— begin Data rows —

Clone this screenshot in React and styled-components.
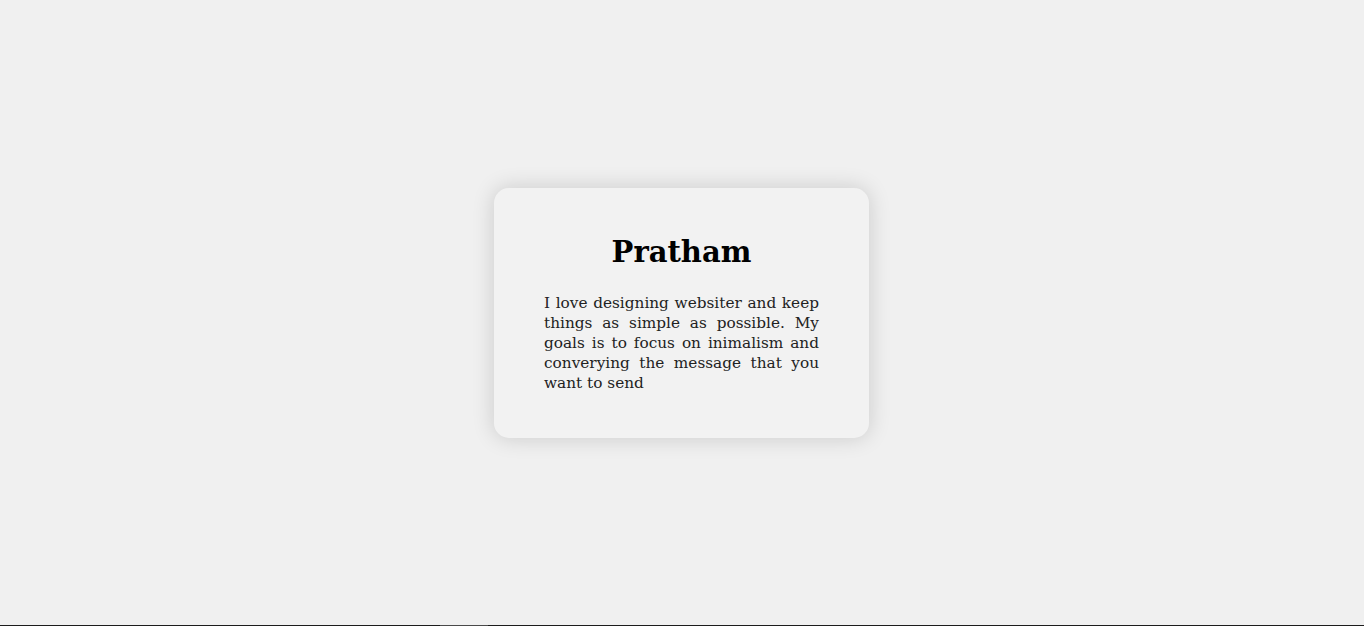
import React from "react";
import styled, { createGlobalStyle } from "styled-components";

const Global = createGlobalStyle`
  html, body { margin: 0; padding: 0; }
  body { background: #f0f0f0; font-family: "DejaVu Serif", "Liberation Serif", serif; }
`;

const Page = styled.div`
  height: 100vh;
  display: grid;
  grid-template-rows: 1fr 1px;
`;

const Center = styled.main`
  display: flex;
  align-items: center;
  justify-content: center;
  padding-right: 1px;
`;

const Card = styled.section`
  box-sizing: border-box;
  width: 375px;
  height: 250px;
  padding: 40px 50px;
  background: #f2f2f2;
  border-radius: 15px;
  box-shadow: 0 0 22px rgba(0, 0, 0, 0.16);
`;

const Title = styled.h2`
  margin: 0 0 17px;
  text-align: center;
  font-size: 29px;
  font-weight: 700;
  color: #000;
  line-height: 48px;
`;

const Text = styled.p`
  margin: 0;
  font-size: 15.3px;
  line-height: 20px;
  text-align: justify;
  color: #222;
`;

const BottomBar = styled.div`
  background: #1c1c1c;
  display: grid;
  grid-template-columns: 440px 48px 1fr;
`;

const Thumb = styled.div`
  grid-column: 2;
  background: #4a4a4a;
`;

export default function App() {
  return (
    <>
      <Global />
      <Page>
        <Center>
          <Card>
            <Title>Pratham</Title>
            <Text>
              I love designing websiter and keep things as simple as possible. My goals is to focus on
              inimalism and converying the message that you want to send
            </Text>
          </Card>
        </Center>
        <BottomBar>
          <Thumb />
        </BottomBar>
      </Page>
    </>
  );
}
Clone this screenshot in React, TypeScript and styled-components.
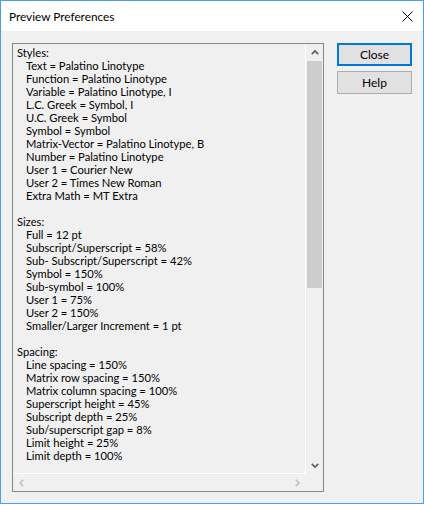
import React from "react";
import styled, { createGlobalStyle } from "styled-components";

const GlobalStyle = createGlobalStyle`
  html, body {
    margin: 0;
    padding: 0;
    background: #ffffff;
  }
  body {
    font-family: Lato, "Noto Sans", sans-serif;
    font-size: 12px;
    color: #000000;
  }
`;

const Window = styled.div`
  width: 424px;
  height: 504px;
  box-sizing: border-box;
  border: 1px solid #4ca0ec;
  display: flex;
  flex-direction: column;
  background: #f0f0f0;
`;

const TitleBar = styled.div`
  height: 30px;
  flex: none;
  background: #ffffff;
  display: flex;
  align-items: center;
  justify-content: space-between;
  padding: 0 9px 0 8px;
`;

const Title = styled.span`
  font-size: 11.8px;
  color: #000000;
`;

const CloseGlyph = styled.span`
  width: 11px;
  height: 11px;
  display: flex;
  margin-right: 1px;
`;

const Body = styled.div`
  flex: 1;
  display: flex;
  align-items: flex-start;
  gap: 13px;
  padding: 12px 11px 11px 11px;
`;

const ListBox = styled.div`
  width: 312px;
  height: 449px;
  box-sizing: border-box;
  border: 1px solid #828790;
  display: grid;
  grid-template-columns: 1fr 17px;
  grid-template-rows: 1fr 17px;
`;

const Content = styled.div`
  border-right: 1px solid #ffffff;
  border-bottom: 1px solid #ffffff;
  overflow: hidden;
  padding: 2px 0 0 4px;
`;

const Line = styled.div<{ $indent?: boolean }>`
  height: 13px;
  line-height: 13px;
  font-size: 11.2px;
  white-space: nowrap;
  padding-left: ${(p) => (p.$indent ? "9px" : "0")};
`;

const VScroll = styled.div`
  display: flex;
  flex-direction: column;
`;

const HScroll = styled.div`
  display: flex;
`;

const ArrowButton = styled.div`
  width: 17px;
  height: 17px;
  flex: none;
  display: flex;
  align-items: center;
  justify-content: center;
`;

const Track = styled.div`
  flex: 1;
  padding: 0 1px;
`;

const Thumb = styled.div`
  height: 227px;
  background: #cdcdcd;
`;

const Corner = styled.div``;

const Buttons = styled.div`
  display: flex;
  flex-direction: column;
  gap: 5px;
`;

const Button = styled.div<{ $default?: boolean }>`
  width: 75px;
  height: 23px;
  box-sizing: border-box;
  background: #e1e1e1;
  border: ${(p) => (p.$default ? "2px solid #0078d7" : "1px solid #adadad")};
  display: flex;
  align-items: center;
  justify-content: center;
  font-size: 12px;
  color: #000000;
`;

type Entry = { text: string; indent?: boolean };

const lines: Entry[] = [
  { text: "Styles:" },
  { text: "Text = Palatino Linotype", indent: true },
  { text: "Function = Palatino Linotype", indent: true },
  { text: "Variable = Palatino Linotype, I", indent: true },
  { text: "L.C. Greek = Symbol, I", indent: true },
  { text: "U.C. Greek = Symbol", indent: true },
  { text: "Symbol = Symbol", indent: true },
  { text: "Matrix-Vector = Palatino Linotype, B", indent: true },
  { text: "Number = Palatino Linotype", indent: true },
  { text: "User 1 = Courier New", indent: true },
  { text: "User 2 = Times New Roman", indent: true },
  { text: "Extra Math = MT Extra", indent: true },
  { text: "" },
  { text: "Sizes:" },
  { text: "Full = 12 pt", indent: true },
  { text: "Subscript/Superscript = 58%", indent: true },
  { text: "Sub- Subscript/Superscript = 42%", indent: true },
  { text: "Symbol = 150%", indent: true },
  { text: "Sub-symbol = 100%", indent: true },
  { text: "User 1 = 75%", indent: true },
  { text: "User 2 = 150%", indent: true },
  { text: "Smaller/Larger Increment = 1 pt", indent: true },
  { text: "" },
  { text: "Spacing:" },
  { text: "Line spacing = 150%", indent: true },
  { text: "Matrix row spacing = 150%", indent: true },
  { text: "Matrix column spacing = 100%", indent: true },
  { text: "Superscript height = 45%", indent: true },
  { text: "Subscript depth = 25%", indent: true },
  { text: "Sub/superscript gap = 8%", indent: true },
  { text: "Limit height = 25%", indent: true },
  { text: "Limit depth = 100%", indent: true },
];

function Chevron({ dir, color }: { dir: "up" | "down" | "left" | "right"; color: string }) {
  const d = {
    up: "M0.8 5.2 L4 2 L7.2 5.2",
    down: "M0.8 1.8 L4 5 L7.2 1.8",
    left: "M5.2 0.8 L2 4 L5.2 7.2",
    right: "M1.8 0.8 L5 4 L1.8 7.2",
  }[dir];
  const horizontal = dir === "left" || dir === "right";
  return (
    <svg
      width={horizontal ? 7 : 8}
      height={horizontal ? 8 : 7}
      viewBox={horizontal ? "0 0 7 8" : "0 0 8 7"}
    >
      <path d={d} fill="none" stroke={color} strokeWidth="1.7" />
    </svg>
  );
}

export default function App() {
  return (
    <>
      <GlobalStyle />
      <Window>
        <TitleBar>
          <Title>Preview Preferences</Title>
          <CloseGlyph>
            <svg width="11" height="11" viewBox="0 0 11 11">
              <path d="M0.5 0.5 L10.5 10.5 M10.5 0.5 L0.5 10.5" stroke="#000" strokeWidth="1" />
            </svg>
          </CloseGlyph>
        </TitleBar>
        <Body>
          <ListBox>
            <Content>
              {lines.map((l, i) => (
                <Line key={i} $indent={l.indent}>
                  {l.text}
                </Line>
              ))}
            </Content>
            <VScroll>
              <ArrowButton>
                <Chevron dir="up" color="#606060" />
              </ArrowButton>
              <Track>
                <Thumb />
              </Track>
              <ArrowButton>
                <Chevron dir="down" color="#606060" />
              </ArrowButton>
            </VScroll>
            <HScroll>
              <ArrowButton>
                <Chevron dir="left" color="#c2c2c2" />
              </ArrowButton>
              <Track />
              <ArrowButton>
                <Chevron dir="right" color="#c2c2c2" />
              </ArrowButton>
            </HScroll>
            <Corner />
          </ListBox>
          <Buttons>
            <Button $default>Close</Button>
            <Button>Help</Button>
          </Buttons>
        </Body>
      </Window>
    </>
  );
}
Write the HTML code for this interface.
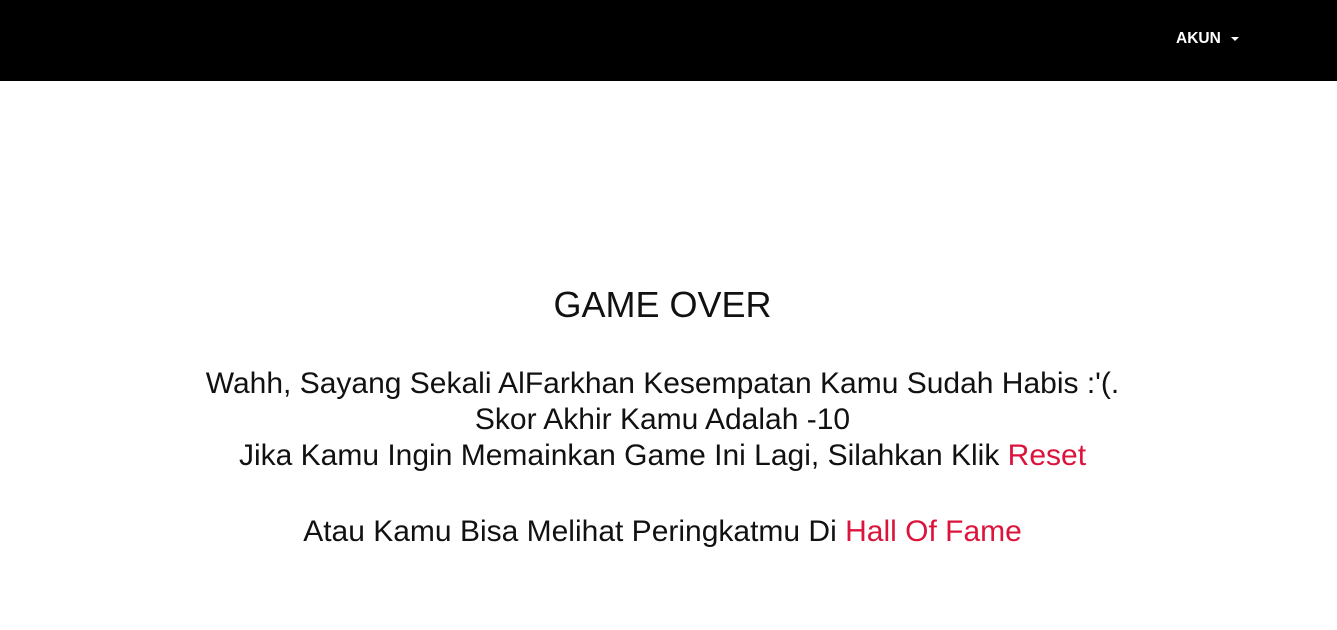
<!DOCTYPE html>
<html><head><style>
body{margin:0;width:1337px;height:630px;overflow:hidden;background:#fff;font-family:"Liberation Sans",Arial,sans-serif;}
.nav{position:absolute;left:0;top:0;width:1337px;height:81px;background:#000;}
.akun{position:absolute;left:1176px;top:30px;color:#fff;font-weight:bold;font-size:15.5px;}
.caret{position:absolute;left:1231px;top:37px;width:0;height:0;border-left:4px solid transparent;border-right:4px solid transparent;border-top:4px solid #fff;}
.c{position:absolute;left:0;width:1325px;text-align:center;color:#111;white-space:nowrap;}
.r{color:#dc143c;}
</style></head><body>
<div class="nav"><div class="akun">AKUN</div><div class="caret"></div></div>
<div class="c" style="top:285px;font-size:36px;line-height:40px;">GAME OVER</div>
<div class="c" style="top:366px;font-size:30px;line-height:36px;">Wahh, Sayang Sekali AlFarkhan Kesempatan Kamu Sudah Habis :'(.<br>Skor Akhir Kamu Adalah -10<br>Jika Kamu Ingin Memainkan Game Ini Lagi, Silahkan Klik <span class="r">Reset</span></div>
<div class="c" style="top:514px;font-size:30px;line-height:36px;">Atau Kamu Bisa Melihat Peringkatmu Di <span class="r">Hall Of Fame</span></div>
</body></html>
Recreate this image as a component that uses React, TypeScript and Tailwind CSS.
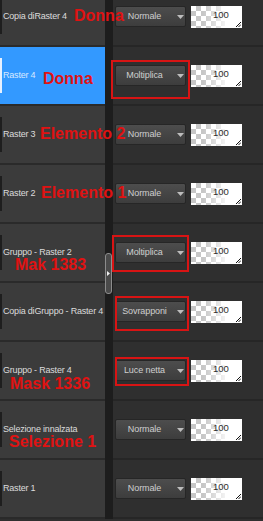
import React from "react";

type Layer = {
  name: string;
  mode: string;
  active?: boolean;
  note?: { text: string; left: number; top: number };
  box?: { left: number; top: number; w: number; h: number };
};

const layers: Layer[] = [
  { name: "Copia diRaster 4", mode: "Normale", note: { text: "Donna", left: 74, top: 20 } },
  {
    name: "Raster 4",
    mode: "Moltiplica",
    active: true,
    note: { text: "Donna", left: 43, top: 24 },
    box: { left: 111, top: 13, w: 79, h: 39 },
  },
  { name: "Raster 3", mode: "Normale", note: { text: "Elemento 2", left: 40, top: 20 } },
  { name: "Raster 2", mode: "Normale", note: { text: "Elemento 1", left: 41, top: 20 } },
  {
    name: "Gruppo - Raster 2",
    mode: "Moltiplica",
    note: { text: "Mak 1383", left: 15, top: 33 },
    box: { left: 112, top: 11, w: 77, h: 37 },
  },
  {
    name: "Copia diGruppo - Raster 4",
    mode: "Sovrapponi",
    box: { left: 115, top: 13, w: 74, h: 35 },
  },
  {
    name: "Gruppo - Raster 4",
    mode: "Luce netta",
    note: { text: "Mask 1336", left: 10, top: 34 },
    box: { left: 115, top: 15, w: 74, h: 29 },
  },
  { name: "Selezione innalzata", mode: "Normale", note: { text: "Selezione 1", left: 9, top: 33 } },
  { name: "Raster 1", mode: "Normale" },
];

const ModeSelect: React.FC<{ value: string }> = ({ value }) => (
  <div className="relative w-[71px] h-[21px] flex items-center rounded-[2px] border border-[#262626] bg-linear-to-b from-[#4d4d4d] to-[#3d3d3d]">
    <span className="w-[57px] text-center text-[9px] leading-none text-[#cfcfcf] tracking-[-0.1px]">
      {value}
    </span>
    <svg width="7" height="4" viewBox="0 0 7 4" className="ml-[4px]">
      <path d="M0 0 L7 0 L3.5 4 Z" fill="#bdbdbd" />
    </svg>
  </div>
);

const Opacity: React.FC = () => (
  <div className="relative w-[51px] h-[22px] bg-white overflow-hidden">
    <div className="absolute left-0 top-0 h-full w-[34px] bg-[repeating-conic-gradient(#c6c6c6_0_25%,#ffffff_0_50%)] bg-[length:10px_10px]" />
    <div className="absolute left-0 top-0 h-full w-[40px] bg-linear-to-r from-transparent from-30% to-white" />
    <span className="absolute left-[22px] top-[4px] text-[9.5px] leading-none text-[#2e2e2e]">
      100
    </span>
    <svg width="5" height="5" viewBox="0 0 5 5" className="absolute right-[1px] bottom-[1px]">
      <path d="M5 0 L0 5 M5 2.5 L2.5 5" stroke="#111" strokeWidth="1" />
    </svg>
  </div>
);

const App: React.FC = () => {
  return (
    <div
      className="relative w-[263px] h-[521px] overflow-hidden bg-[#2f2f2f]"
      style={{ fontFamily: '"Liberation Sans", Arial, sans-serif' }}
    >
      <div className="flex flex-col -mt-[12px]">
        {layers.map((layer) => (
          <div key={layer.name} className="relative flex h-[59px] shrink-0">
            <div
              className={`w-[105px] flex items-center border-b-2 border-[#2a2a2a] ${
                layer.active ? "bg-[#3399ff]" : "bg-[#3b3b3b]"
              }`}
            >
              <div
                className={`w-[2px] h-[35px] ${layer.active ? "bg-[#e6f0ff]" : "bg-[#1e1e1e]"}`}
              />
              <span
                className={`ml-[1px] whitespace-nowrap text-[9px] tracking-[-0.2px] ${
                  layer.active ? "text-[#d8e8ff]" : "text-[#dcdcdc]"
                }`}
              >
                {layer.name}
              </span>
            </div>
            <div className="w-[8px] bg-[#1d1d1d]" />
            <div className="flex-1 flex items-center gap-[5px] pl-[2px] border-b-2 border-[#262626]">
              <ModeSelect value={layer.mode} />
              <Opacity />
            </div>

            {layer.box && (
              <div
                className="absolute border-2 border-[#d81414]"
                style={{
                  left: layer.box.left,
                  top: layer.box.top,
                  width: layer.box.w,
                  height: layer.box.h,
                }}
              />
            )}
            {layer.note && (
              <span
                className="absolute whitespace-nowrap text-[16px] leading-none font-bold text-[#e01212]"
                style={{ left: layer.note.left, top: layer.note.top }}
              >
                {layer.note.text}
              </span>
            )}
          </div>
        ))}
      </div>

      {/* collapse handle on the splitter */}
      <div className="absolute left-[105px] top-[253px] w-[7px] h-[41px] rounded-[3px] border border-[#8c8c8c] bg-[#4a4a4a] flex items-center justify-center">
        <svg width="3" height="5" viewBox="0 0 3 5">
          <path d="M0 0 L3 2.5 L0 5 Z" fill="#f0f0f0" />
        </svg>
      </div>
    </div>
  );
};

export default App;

— end Data rows —

:: What you should do ::
Restate word for word the lines that begin at the one with "Write the HTML code for this interface." and end at the one with "</body></html>", including both, and leave every picture aside.

:: Task response ::
Write the HTML code for this interface.
<!DOCTYPE html>
<html><head><style>
body{margin:0;width:1337px;height:630px;overflow:hidden;background:#fff;font-family:"Liberation Sans",Arial,sans-serif;}
.nav{position:absolute;left:0;top:0;width:1337px;height:81px;background:#000;}
.akun{position:absolute;left:1176px;top:30px;color:#fff;font-weight:bold;font-size:15.5px;}
.caret{position:absolute;left:1231px;top:37px;width:0;height:0;border-left:4px solid transparent;border-right:4px solid transparent;border-top:4px solid #fff;}
.c{position:absolute;left:0;width:1325px;text-align:center;color:#111;white-space:nowrap;}
.r{color:#dc143c;}
</style></head><body>
<div class="nav"><div class="akun">AKUN</div><div class="caret"></div></div>
<div class="c" style="top:285px;font-size:36px;line-height:40px;">GAME OVER</div>
<div class="c" style="top:366px;font-size:30px;line-height:36px;">Wahh, Sayang Sekali AlFarkhan Kesempatan Kamu Sudah Habis :'(.<br>Skor Akhir Kamu Adalah -10<br>Jika Kamu Ingin Memainkan Game Ini Lagi, Silahkan Klik <span class="r">Reset</span></div>
<div class="c" style="top:514px;font-size:30px;line-height:36px;">Atau Kamu Bisa Melihat Peringkatmu Di <span class="r">Hall Of Fame</span></div>
</body></html>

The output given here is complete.